Gunshot wounds covered under most Obamacare policies.
Via Chicago Tribune:
The two young cousins looked out at the West Side crime scene and agreed: The neighborhood was better when the drug dealers were around.
“When the drug dealers had left, that’s when everything started getting worse on this block,” said Mariah Monae, 16, who didn’t want to give her last name. “But when they was here, they was protecting us. They ain’t let none of that shooting stuff happen.”
About half an hour earlier at 9:55 p.m. Friday, a 19-year-old man had been shot while riding a bike in the 1100 block of South Central Park Avenue in the Homan Square neighborhood. He was hit in the back and taken to Mount Sinai Hospital in critical condition, leaving Mariah Monae and her 15-year-old cousin, who live nearby, to check things out.
“This block is just ridiculous,” she said. “That’s why I stay in the house.”
A $3 million-a-year drug operation used to be centered nearby, according to authorities. In June, more than 40 people were charged in connection with the alleged heroin ring.

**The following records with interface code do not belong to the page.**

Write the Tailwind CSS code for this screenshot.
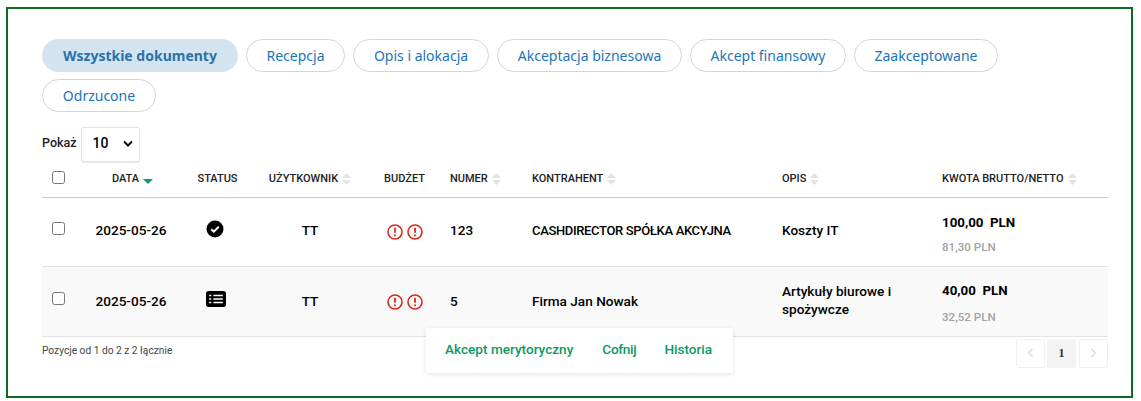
<!DOCTYPE html>
<html lang="pl">

<head>
    <meta charset="UTF-8">
    <title>Dokumenty</title>
    <script src="https://cdn.jsdelivr.net/npm/@tailwindcss/browser@4"></script>
</head>

<body class="bg-white font-['Roboto',sans-serif]">
    <div class="relative mx-[6px] mt-[7px] h-[391px] w-[1127px] border-2 border-[#0b6b23] px-[34px] pt-[30px]">
        <!-- Tabs -->
        <div class="flex flex-wrap gap-x-2 gap-y-[7px] font-['Noto_Sans',sans-serif] text-[14px] text-[#1b75bb]">
            <a class="flex h-[33px] w-[196px] items-center justify-center rounded-full bg-[#d3e4f0] font-bold text-[#2a72a8]">Wszystkie dokumenty</a>
            <a class="flex h-[33px] w-[99px] items-center justify-center rounded-full border border-[#d5d5d5]">Recepcja</a>
            <a class="flex h-[33px] w-[136px] items-center justify-center rounded-full border border-[#d5d5d5]">Opis i alokacja</a>
            <a class="flex h-[33px] w-[185px] items-center justify-center rounded-full border border-[#d5d5d5]">Akceptacja biznesowa</a>
            <a class="flex h-[33px] w-[156px] items-center justify-center rounded-full border border-[#d5d5d5]">Akcept finansowy</a>
            <a class="flex h-[33px] w-[144px] items-center justify-center rounded-full border border-[#d5d5d5]">Zaakceptowane</a>
            <a class="flex h-[33px] w-[114px] items-center justify-center rounded-full border border-[#d5d5d5]">Odrzucone</a>
        </div>

        <!-- Page size -->
        <div class="mt-[15px] flex h-[35px] items-center gap-[4px] text-[12.5px] font-medium text-[#222]">
            <span class="pb-[3px]">Pokaż</span>
            <div class="flex h-[35px] w-[59px] items-center justify-between rounded-[2px] border border-[#e3e3e3] pb-[3px] pl-[11px] pr-[6px] text-[14px] text-black shadow-[0_1px_1px_rgba(0,0,0,0.08)]">
                <span>10</span>
                <svg width="10" height="7" viewBox="0 0 10 7" fill="none" stroke="#111" stroke-width="2"><path d="M1 1.5l4 4 4-4" /></svg>
            </div>
        </div>

        <!-- Table -->
        <table class="w-[1066px] table-fixed border-collapse text-[13.6px] font-medium text-black">
            <colgroup>
                <col class="w-[44px]"><col class="w-[90px]"><col class="w-[83px]"><col class="w-[102px]"><col class="w-[79px]"><col class="w-[82px]"><col class="w-[250px]"><col class="w-[160px]"><col class="w-[176px]">
            </colgroup>
            <thead>
                <tr class="h-[35px] border-b border-[#c8c8c8] text-[11px] font-medium text-[#222]">
                    <th class="pl-[10px] text-left font-medium"><input type="checkbox" class="-mt-[4px] block h-[13px] w-[13px]"></th>
                    <th class="pl-[3px] font-medium"><span class="inline-flex items-center gap-1">DATA <svg width="10" height="12" viewBox="0 0 10 12"><path d="M0 6h10l-5 5z" fill="#0a9a63" /></svg></span></th>
                    <th class="font-medium">STATUS</th>
                    <th class="font-medium"><span class="inline-flex items-center gap-1">UŻYTKOWNIK <svg width="9" height="12" viewBox="0 0 9 12" fill="#e3e3e3"><path d="M0 5l4.5-5L9 5zM0 7l4.5 5L9 7z" /></svg></span></th>
                    <th class="pl-[8px] font-medium">BUDŻET</th>
                    <th class="pl-[10px] text-left font-medium"><span class="inline-flex items-center gap-1">NUMER <svg width="9" height="12" viewBox="0 0 9 12" fill="#e3e3e3"><path d="M0 5l4.5-5L9 5zM0 7l4.5 5L9 7z" /></svg></span></th>
                    <th class="pl-[10px] text-left font-medium"><span class="inline-flex items-center gap-1">KONTRAHENT <svg width="9" height="12" viewBox="0 0 9 12" fill="#e3e3e3"><path d="M0 5l4.5-5L9 5zM0 7l4.5 5L9 7z" /></svg></span></th>
                    <th class="pl-[10px] text-left font-medium"><span class="inline-flex items-center gap-1">OPIS <svg width="9" height="12" viewBox="0 0 9 12" fill="#e3e3e3"><path d="M0 5l4.5-5L9 5zM0 7l4.5 5L9 7z" /></svg></span></th>
                    <th class="pl-[10px] text-left font-medium"><span class="inline-flex items-center gap-1">KWOTA BRUTTO/NETTO <svg width="9" height="12" viewBox="0 0 9 12" fill="#e3e3e3"><path d="M0 5l4.5-5L9 5zM0 7l4.5 5L9 7z" /></svg></span></th>
                </tr>
            </thead>
            <tbody>
                <tr class="h-[69px] border-b border-[#e3e3e3]">
                    <td class="pl-[10px]"><input type="checkbox" class="-mt-[6px] block h-[13px] w-[13px]"></td>
                    <td class="pb-[2px] text-center">2025-05-26</td>
                    <td class="pr-[6px]">
                        <svg class="mx-auto -mt-[5px]" width="18" height="18" viewBox="0 0 18 18"><circle cx="9" cy="9" r="8.5" fill="#000" /><path d="M5.3 9.3l2.5 2.4 4.9-4.9" fill="none" stroke="#fff" stroke-width="2" /></svg>
                    </td>
                    <td class="pb-[2px] text-center">TT</td>
                    <td class="pl-[8px]">
                        <div class="flex justify-center gap-[4px] pt-[1px]">
                            <svg width="16" height="16" viewBox="0 0 16 16"><circle cx="8" cy="8" r="7" fill="none" stroke="#d9281e" stroke-width="1.6" /><path d="M8 3.8v5" stroke="#d9281e" stroke-width="1.8" /><path d="M8 10.4v1.8" stroke="#d9281e" stroke-width="1.8" /></svg>
                            <svg width="16" height="16" viewBox="0 0 16 16"><circle cx="8" cy="8" r="7" fill="none" stroke="#d9281e" stroke-width="1.6" /><path d="M8 3.8v5" stroke="#d9281e" stroke-width="1.8" /><path d="M8 10.4v1.8" stroke="#d9281e" stroke-width="1.8" /></svg>
                        </div>
                    </td>
                    <td class="pb-[2px] pl-[10px]">123</td>
                    <td class="pb-[2px] pl-[10px] text-[13px] tracking-[-0.35px]">CASHDIRECTOR SPÓŁKA AKCYJNA</td>
                    <td class="pb-[2px] pl-[10px]">Koszty IT</td>
                    <td class="pl-[10px] pt-[7px]">
                        <div class="text-[13.3px] font-bold">100,00&nbsp; PLN</div>
                        <div class="mt-[6px] text-[11.6px] text-[#a3a3a3]">81,30 PLN</div>
                    </td>
                </tr>
                <tr class="h-[70px] border-b border-[#e3e3e3] bg-[#f9f9f9]">
                    <td class="pl-[10px]"><input type="checkbox" class="-mt-[6px] block h-[13px] w-[13px]"></td>
                    <td class="text-center">2025-05-26</td>
                    <td class="pr-[4px]">
                        <svg class="mx-auto -mt-[5px]" width="20" height="16" viewBox="0 0 19 16" preserveAspectRatio="none"><rect width="19" height="16" rx="2.5" fill="#000" /><path d="M3 4.5h2M3 8h2M3 11.5h2M7 4.5h9M7 8h9M7 11.5h9" stroke="#fff" stroke-width="1.7" /></svg>
                    </td>
                    <td class="text-center">TT</td>
                    <td class="pl-[8px]">
                        <div class="flex justify-center gap-[4px] pt-[1px]">
                            <svg width="16" height="16" viewBox="0 0 16 16"><circle cx="8" cy="8" r="7" fill="none" stroke="#d9281e" stroke-width="1.6" /><path d="M8 3.8v5" stroke="#d9281e" stroke-width="1.8" /><path d="M8 10.4v1.8" stroke="#d9281e" stroke-width="1.8" /></svg>
                            <svg width="16" height="16" viewBox="0 0 16 16"><circle cx="8" cy="8" r="7" fill="none" stroke="#d9281e" stroke-width="1.6" /><path d="M8 3.8v5" stroke="#d9281e" stroke-width="1.8" /><path d="M8 10.4v1.8" stroke="#d9281e" stroke-width="1.8" /></svg>
                        </div>
                    </td>
                    <td class="pl-[10px]">5</td>
                    <td class="pl-[10px]">Firma Jan Nowak</td>
                    <td class="pb-[2px] pl-[10px] leading-[18px]">Artykuły biurowe i spożywcze</td>
                    <td class="pl-[10px] pt-[6px]">
                        <div class="text-[13.3px] font-bold">40,00&nbsp; PLN</div>
                        <div class="mt-[8px] text-[11.6px] text-[#a3a3a3]">32,52 PLN</div>
                    </td>
                </tr>
            </tbody>
        </table>

        <!-- Footer -->
        <div class="flex w-[1066px] items-start justify-between pt-[2px]">
            <div class="pt-[4px] text-[10.2px] text-[#444]">Pozycje od 1 do 2 z 2 łącznie</div>
            <div class="flex gap-[2px] text-[12px]">
                <span class="flex h-[29px] w-[29px] items-center justify-center rounded-[2px] border border-[#f0f0f0]"><svg width="7" height="10" viewBox="0 0 7 10" fill="none" stroke="#ddd" stroke-width="1.5"><path d="M5.5 1l-4 4 4 4" /></svg></span>
                <span class="flex h-[29px] w-[29px] items-center justify-center rounded-[2px] bg-[#f3f3f3] font-['Liberation_Serif',serif] font-bold text-[#333]">1</span>
                <span class="ml-px flex h-[29px] w-[29px] items-center justify-center rounded-[2px] border border-[#f0f0f0]"><svg width="7" height="10" viewBox="0 0 7 10" fill="none" stroke="#ddd" stroke-width="1.5"><path d="M1.5 1l4 4-4 4" /></svg></span>
            </div>
        </div>

        <!-- Floating actions -->
        <div class="absolute left-[418px] top-[319px] flex h-[45px] w-[307px] items-center gap-[28px] bg-white pb-[2px] pl-[19px] text-[13.6px] font-medium text-[#0a9a63] shadow-[0_1px_4px_rgba(0,0,0,0.12)]">
            <span>Akcept merytoryczny</span>
            <span class="ml-px tracking-[-0.3px]">Cofnij</span>
            <span>Historia</span>
        </div>
    </div>
</body>

</html>
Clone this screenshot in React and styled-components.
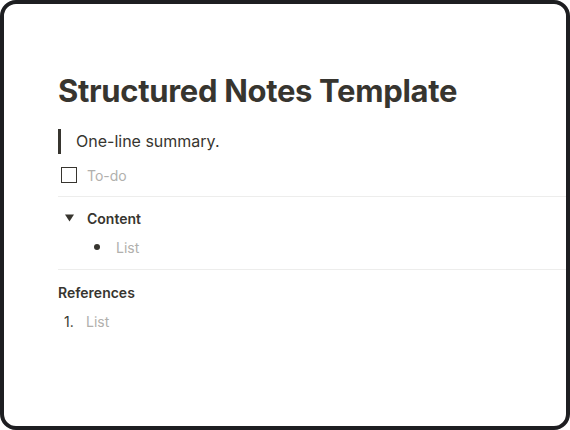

“They used to be right here, taking up the whole block,” said Mariah Monae, spinning around to point at the intersections of Grenshaw Street and Central Park. “Ain’t nothing happen over here, everything was cool.”
Violence was bad for the dealers’ business, they said. Mariah Monae had even seen the sellers break up big groups of people fighting.
“When they left, that’s when everything started acting up,” she said. “People come up here shooting for no apparent reason. … People probably scared to walk through here now. I am.”